India have been offered the armed version of Guardian unmanned drones by the United States, the acquisition of which has been under discussion for almost a year now.India is the only third country and the first non-NATO member country for this offer.
Technical briefings have taken place and discussion are now underway for determining the number of drones that India would like to purchase.
The only other countries offered the armed drones are the United Kingdom and Italy. Both of them are the NATO partners of the US.
At first India was offered General Atomics’ unarmed MQ-9 Guardian drones for maritime surveillance and approved the sale of 22 to the country. The offer has been made during the Prime Minister Narendra Modi’s visit to Washington in 2017 for his first meeting with US President Donald Trump.
But India was more interested in armed version of the drone — Predator-B — which the United States agreed to “about a year ago”, as had been reported by news agencies.

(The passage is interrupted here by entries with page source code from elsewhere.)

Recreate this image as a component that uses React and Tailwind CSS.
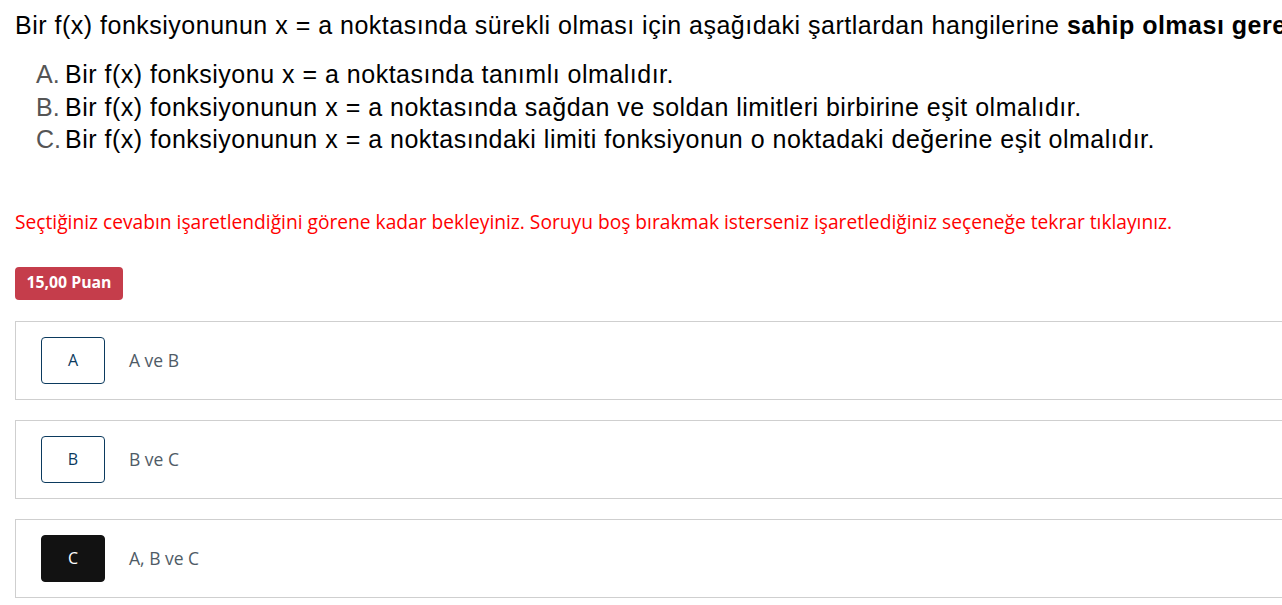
const options = [
  { key: "A", text: "A ve B", selected: false },
  { key: "B", text: "B ve C", selected: false },
  { key: "C", text: "A, B ve C", selected: true },
];

const items = [
  { key: "A.", text: "Bir f(x) fonksiyonu x = a noktasında tanımlı olmalıdır." },
  { key: "B.", text: "Bir f(x) fonksiyonunun x = a noktasında sağdan ve soldan limitleri birbirine eşit olmalıdır." },
  { key: "C.", text: "Bir f(x) fonksiyonunun x = a noktasındaki limiti fonksiyonun o noktadaki değerine eşit olmalıdır." },
];

const App = () => {
  return (
    <div className="w-full min-h-screen overflow-hidden bg-white">
      <div className="w-[1400px] px-[15px] pt-[9px]">
        {/* question runs past the viewport, clipped like the original page */}
        <p className="font-['Liberation_Sans',Arial,sans-serif] text-[25px] leading-[32px] tracking-[0.5px] text-black whitespace-nowrap">
          Bir f(x) fonksiyonunun x = a noktasında sürekli olması için aşağıdaki şartlardan hangilerine{" "}
          <b>sahip olması gerekir?</b>
        </p>

        <ul className="mt-[17px] pl-[21px] font-['Liberation_Sans',Arial,sans-serif] text-[25px] leading-[32.5px] tracking-[0.5px] text-black">
          {items.map((it) => (
            <li key={it.key} className="flex whitespace-nowrap">
              <span className="w-[29px] text-[#555] font-light tracking-normal">{it.key}</span>
              <span>{it.text}</span>
            </li>
          ))}
        </ul>

        <p className="mt-[54px] font-['Open_Sans',sans-serif] text-[19.2px] leading-[24px] text-[#ff0000] whitespace-nowrap">
          Seçtiğiniz cevabın işaretlendiğini görene kadar bekleyiniz. Soruyu boş bırakmak isterseniz işaretlediğiniz seçeneğe tekrar tıklayınız.
        </p>

        <div className="mt-[33px] inline-flex h-[33px] w-[108px] items-center justify-center rounded-[4px] bg-[#c53d4b] font-['Open_Sans',sans-serif] text-[15.8px] font-bold text-white">
          15,00 Puan
        </div>

        <div className="mt-[21px] flex flex-col gap-[20px] font-['Open_Sans',sans-serif]">
          {options.map((o) => (
            <div
              key={o.key}
              className="flex h-[79px] items-center border border-[#cfcfcf] pl-[25px]"
            >
              <div
                className={
                  o.selected
                    ? "flex h-[47px] w-[64px] items-center justify-center rounded-[4px] border border-[#121212] bg-[#121212] text-[16px] text-white"
                    : "flex h-[47px] w-[64px] items-center justify-center rounded-[4px] border border-[#0b3a5e] bg-white text-[16px] text-[#0b3a5e]"
                }
              >
                {o.key}
              </div>
              <span className="ml-[24px] text-[17.5px] text-[#4f5b66]">{o.text}</span>
            </div>
          ))}
        </div>
      </div>
    </div>
  );
};

export default App;
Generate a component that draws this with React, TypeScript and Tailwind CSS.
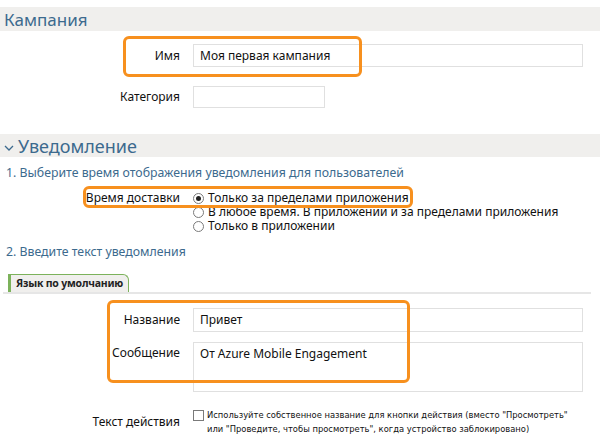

However, there is no progress in the other offers made by the US regarding Terminal High Altitude Area Defence and Patriot-3 missile defence systems to dissuade India from purchasing Russian S-400s.
Indian purchases of US defence materials have gone up from zero in 2008 to $15 billion(1500 crores) in 2019. Recent buys include MH-60R Seahawk helicopters ($2.6 billion,260 crore in Indian value), Apache helicopters ($2.3 billion,230 crore in Indian value), P-8I maritime patrol aircraft ($3 billion,300 crore in Indian value), and M777 howitzers ($737 million,73.7 crore in Indian value), according to the state department.
India was the first non-treaty partner to be offered a MTCR Category-1 Unmanned Aerial System – the Sea Guardian UAS manufactured by General Atomics. India asked for armed drones and now discussions are now going on for its acquisition.